# Eating Carp



## StarkFisherman (May 17, 2008)

Just wondering how many of you on here eat your carp? I have been looking at different recipes and what not and most people smoke them. I want to buy a smoker but cannot find any that smoke for over 6-12 hours and the few recipes I have found, they smoke the carp anywhere from 15 to 20 hours.


----------



## JimmyMac (Feb 18, 2011)

Seems to me like way more work than its worth. With so many other tasty species of fish to choose from, why would one settle for a fish that takes so much to make it taste decent? 

I don't mean to be negative or derail your post, just honestly curious as to why someone would want to eat them?


----------



## steelmagoo (Apr 13, 2004)

I tried soaking in milk, breading, and deep fryin once..........only once. Awful. However, I can give away as many as I can catch or stick with an arrow here at work (Hough area of Cleveland). Maybe free fish tastes better?


----------



## Andrew S (Jul 7, 2011)

JimmyMac said:


> Seems to me like way more work than its worth. With so many other tasty species of fish to choose from, why would one settle for a fish that takes so much to make it taste decent?


Do you know for a fact that they aren't any good? I've never eaten one, but when you consider that they are an incredibly popular food fish in many parts of the world (and were brought here to the U.S. for the same purpose), I really suspect that a lot of people who say they don't like them haven't actually tried them, and some people who have just can't get past the idea that they're eating a carp. When I was a kid a neighbor of mine would eat just about anything. I tried ground hog once. It tasted perfectly fine, but I didn't like the fact that I was eating a ground hog, so I couldn't enjoy it.


----------



## StarkFisherman (May 17, 2008)

I watched an episode of Bizarre Foods and Andrew Z, the host, compared the meat to that of ham..... The guy who cooked it, soaked it in a brine for 12 hours and let it smoke for I believe another 12. Didn't seem like that much work.


----------



## Goosehtr (Jan 28, 2009)

I have prepared carp, and it wasn't bad at all.
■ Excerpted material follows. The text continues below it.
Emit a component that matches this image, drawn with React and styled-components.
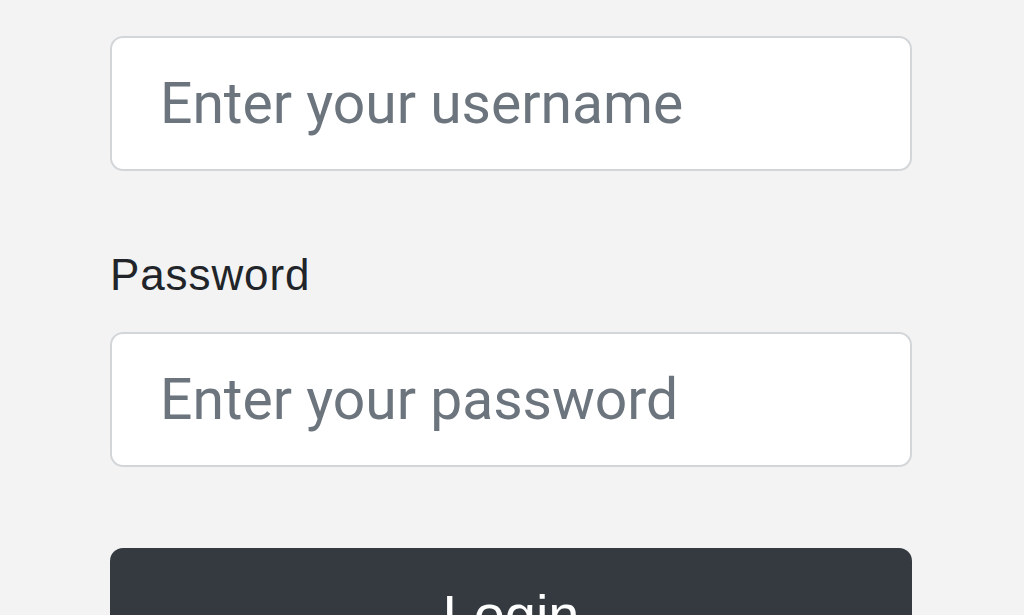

It has a very mild flavor and takes on whatever seasoning you add very well. The problem is the many small bones that are near impossible to remove, and you must remove the lateral line. That's the dark meat down the outside center of the filet. Same a you should most fish.
The best thing I can say is go catch some smaller fish 2-5 lb range from a good clean water source. Then look up how to prepare them. There is plenty of info on the web.
Here are a few to get you started.
http://germanfood.about.com/od/fishrecipes/ss/carpsbs.htm
http://www.ehow.com/how_6862167_clean-carp-eating.html
http://www.ehow.com/how_5308036_cook-carp.html

Good Luck
Andy


----------



## ducky152000 (Jul 20, 2005)

StarkFisherman said:


> I watched an episode of Bizarre Foods and Andrew Z, the host, compared the meat to that of ham..... The guy who cooked it, soaked it in a brine for 12 hours and let it smoke for I believe another 12. Didn't seem like that much work.


That same guy also enjoys eating brains,penis and testicales, just sayin!


----------



## leckig (May 11, 2005)

this question comes here every year  And I always add my two pennies.

The carp we eat in Europe (Poland, Germany, I believe some other countries as well) comes from fish farming, mainly. They are young, I believe 3 years old. They are fed with grain feed. They grow in clean water, they grow very fast.

And they are very tasty! 10 years old Scioto carp is absolutely horrible to eat. 

Some carp farming pictures from Poland:
http://www.starzawa.pl/galeria_3.html


----------